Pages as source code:
----
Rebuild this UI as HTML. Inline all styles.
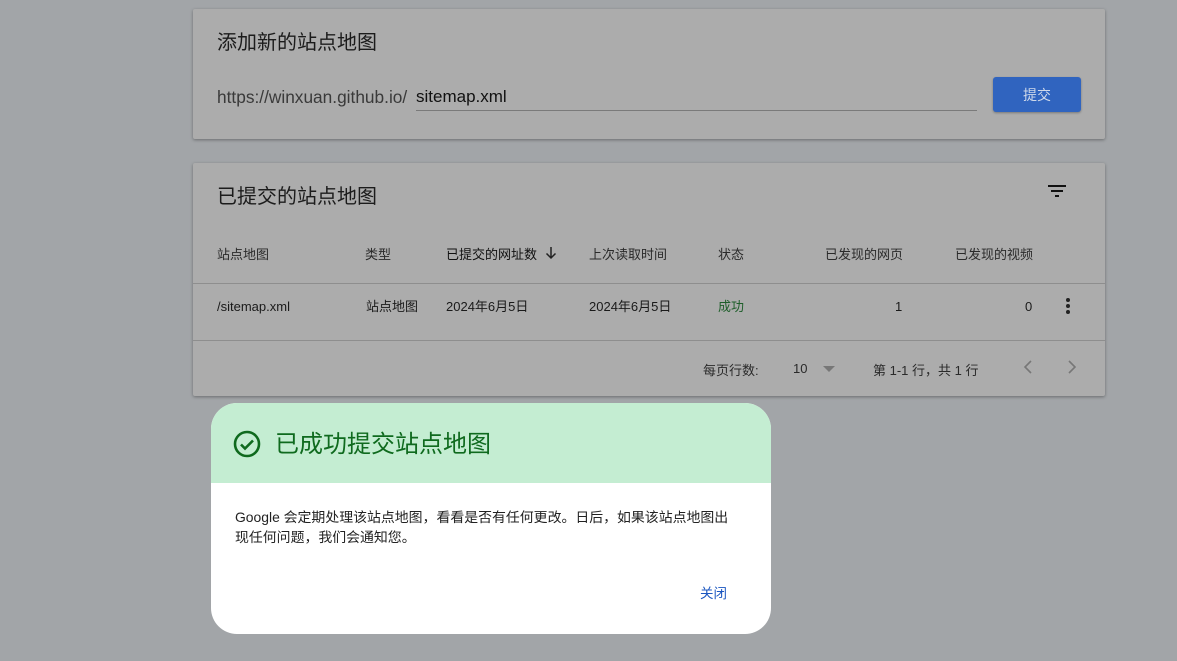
<!DOCTYPE html>
<html><head><meta charset="utf-8"><style>
*{margin:0;padding:0;box-sizing:border-box}
body{width:1177px;height:661px;background:#a2a5a8;position:relative;overflow:hidden;font-family:"Liberation Sans","Noto Sans CJK SC",sans-serif;color:#1a1a1a}
.card{position:absolute;left:193px;width:912px;background:#acacac;box-shadow:0 1px 3px rgba(0,0,0,.35);border-radius:2px}
.a{position:absolute;white-space:nowrap}
.h{font-size:20px;color:#1c1c1c}
.th{font-size:13px;color:#2a2a2a;top:244px}
.td{font-size:13px;color:#1a1a1a;top:296px}
</style></head><body>
<div class="card" style="top:9px;height:130px"></div>
<div class="a h" style="left:217px;top:26px">添加新的站点地图</div>
<div class="a" style="left:217px;top:87px;font-size:17.3px;color:#3a3a3a">https://winxuan.github.io/</div>
<div class="a" style="left:416px;top:87px;font-size:17px;color:#111">sitemap.xml</div>
<div class="a" style="left:416px;top:110px;width:561px;height:1px;background:#7a7a7a"></div>
<div class="a" style="left:993px;top:77px;width:88px;height:35px;background:#3064bf;border-radius:3px;box-shadow:0 1px 2px rgba(0,0,0,.3);color:#cfd9ea;font-size:14px;text-align:center;line-height:36px">提交</div>

<div class="card" style="top:163px;height:233px"></div>
<div class="a h" style="left:217px;top:180px">已提交的站点地图</div>
<svg class="a" style="left:1045px;top:179px" width="24" height="24" viewBox="0 0 24 24"><path d="M3 6h18v2H3zM6 11h12v2H6zM10 16h4v2h-4z" fill="#111"/></svg>
<div class="a th" style="left:217px">站点地图</div>
<div class="a th" style="left:365px">类型</div>
<div class="a th" style="left:446px;color:#111">已提交的网址数</div>
<svg class="a" style="left:543px;top:245px" width="16" height="16" viewBox="0 0 16 16"><path d="M8 2v11M3.5 8.5L8 13l4.5-4.5" stroke="#222" stroke-width="1.5" fill="none"/></svg>
<div class="a th" style="left:589px">上次读取时间</div>
<div class="a th" style="left:718px">状态</div>
<div class="a th" style="left:825px">已发现的网页</div>
<div class="a th" style="left:955px">已发现的视频</div>
<div class="a" style="left:193px;top:283px;width:912px;height:1px;background:#8e8e8e"></div>
<div class="a td" style="left:217px;top:299px">/sitemap.xml</div>
<div class="a td" style="left:366px">站点地图</div>
<div class="a td" style="left:446px">2024年6月5日</div>
<div class="a td" style="left:589px">2024年6月5日</div>
<div class="a td" style="left:718px;color:#1e5e2a">成功</div>
<div class="a td" style="left:895px;top:299px">1</div>
<div class="a td" style="left:1025px;top:299px">0</div>
<svg class="a" style="left:1060px;top:296px" width="16" height="20" viewBox="0 0 16 20"><circle cx="8" cy="4" r="2" fill="#222"/><circle cx="8" cy="10" r="2" fill="#222"/><circle cx="8" cy="16" r="2" fill="#222"/></svg>
<div class="a" style="left:193px;top:340px;width:912px;height:1px;background:#8e8e8e"></div>
<div class="a" style="left:703px;top:360px;font-size:13px;color:#2a2a2a">每页行数:</div>
<div class="a" style="left:793px;top:361px;font-size:13px;color:#2a2a2a">10</div>
<svg class="a" style="left:823px;top:366px" width="12" height="6"><path d="M0 0h12L6 6z" fill="#777"/></svg>
<div class="a" style="left:873px;top:360px;font-size:13px;color:#2a2a2a">第 1-1 行，共 1 行</div>
<svg class="a" style="left:1022px;top:360px" width="12" height="14"><path d="M9 1L3 7l6 6" stroke="#777" stroke-width="1.6" fill="none"/></svg>
<svg class="a" style="left:1066px;top:360px" width="12" height="14"><path d="M3 1l6 6-6 6" stroke="#777" stroke-width="1.6" fill="none"/></svg>

<div class="a" style="left:211px;top:403px;width:560px;height:231px;background:#fff;border-radius:26px;overflow:hidden">
<div style="height:80px;background:#c4edd2"></div>
</div>
<svg class="a" style="left:232px;top:429px" width="30" height="30" viewBox="0 0 30 30"><circle cx="15" cy="15" r="12" stroke="#0f6a1e" stroke-width="2.6" fill="none"/><path d="M9 15.5l4 4 8-8" stroke="#0f6a1e" stroke-width="2.6" fill="none"/></svg>
<div class="a" style="left:275px;top:424px;font-size:24px;color:#0f6a1e">已成功提交站点地图</div>
<div class="a" style="left:235px;top:507px;font-size:13.9px;color:#222;line-height:20px;white-space:normal;width:500px">Google 会定期处理该站点地图，看看是否有任何更改。日后，如果该站点地图出现任何问题，我们会通知您。</div>
<div class="a" style="left:700px;top:582px;font-size:13.5px;color:#1a56c0">关闭</div>
</body></html>
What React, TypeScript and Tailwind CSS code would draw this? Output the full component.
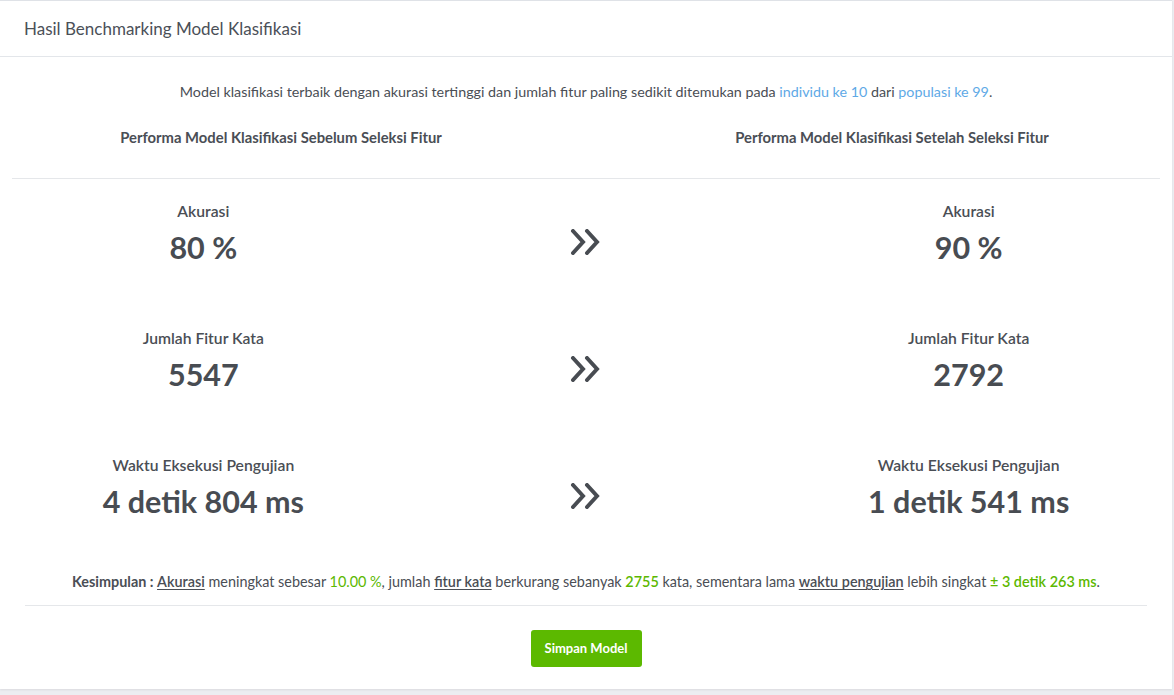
const font = { fontFamily: 'Lato, "Noto Sans", sans-serif' };

const Chevrons = (): JSX.Element => (
  <svg width="32" height="26" viewBox="0 0 32 26" fill="none" stroke="#484c52" strokeWidth="4" strokeLinecap="round" strokeLinejoin="miter">
    <path d="M3 2 L13 13 L3 24" />
    <path d="M17 2 L27 13 L17 24" />
  </svg>
);

const rows = [
  { label: 'Akurasi', before: '80 %', after: '90 %' },
  { label: 'Jumlah Fitur Kata', before: '5547', after: '2792' },
  { label: 'Waktu Eksekusi Pengujian', before: '4 detik 804 ms', after: '1 detik 541 ms' }
];

const Metric = ({ label, value }: { label: string; value: string }): JSX.Element => (
  <div className="flex flex-col items-center">
    <div className="text-[15.7px] font-semibold leading-[20px] text-[#4a4e55]">{label}</div>
    <div className="mt-[9px] text-[30.5px] font-bold leading-[35px] text-[#484c52]">{value}</div>
  </div>
);

export default function App(): JSX.Element {
  return (
    <div className="min-h-[695px] w-[1174px] bg-[#ecedf1] text-[#4a4e55]" style={font}>
      <div className="w-[1172px] border-t border-[#dfe2e7] bg-white shadow-[0_1px_2px_rgba(0,0,0,0.08)]">
        <div className="flex h-[56px] items-center border-b border-[#e3e6ea] px-[24px]">
          <h3 className="text-[17px] font-normal text-[#4b5058]">Hasil Benchmarking Model Klasifikasi</h3>
        </div>
        <div className="px-[12px] pb-[22px]">
          <p className="pt-[25px] text-center text-[14.3px] leading-[20px]">
            Model klasifikasi terbaik dengan akurasi tertinggi dan jumlah fitur paling sedikit ditemukan pada{' '}
            <span className="text-[#5ea9e6]">individu ke 10</span> dari <span className="text-[#5ea9e6]">populasi ke 99</span>.
          </p>
          <div className="mt-[25px] grid grid-cols-2 text-[14.8px] font-bold leading-[20px] text-[#4a4e55]">
            <div className="pr-[36px] text-center">Performa Model Klasifikasi Sebelum Seleksi Fitur</div>
            <div className="pl-[38px] text-center">Performa Model Klasifikasi Setelah Seleksi Fitur</div>
          </div>
          <div className="mt-[31px] border-t border-[#e5e7ea]" />
          <div className="flex flex-col gap-[63px] pt-[22px]">
            {rows.map((row) => (
              <div className="grid grid-cols-3 items-start" key={row.label}>
                <Metric label={row.label} value={row.before} />
                <div className="flex justify-center pt-[28px]">
                  <Chevrons />
                </div>
                <Metric label={row.label} value={row.after} />
              </div>
            ))}
          </div>
          <div className="mx-[13px] mt-[53px] border-b border-[#e5e7ea] pb-[13px] text-center text-[14.4px] leading-[20px]">
            <span className="font-bold">Kesimpulan : </span>
            <span className="font-semibold underline underline-offset-2">Akurasi</span> meningkat sebesar{' '}
            <span className="text-[#5cb800]">10.00 %</span>, jumlah{' '}
            <span className="font-semibold underline underline-offset-2">fitur kata</span> berkurang sebanyak{' '}
            <span className="font-semibold text-[#5cb800]">2755</span> kata, sementara lama{' '}
            <span className="font-semibold underline underline-offset-2">waktu pengujian</span> lebih singkat{' '}
            <span className="font-semibold text-[#5cb800]">± 3 detik 263 ms</span>.
          </div>
          <div className="flex justify-center pt-[24px]">
            <button className="h-[37px] w-[111px] rounded-[3px] bg-[#5cb900] text-[13px] font-bold text-white">Simpan Model</button>
          </div>
        </div>
      </div>
    </div>
  );
}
----
*Work to do*.
Pull out each line containing the word "this" and copy it.

*Correct response*.
Rebuild this UI as HTML. Inline all styles.
What React, TypeScript and Tailwind CSS code would draw this? Output the full component.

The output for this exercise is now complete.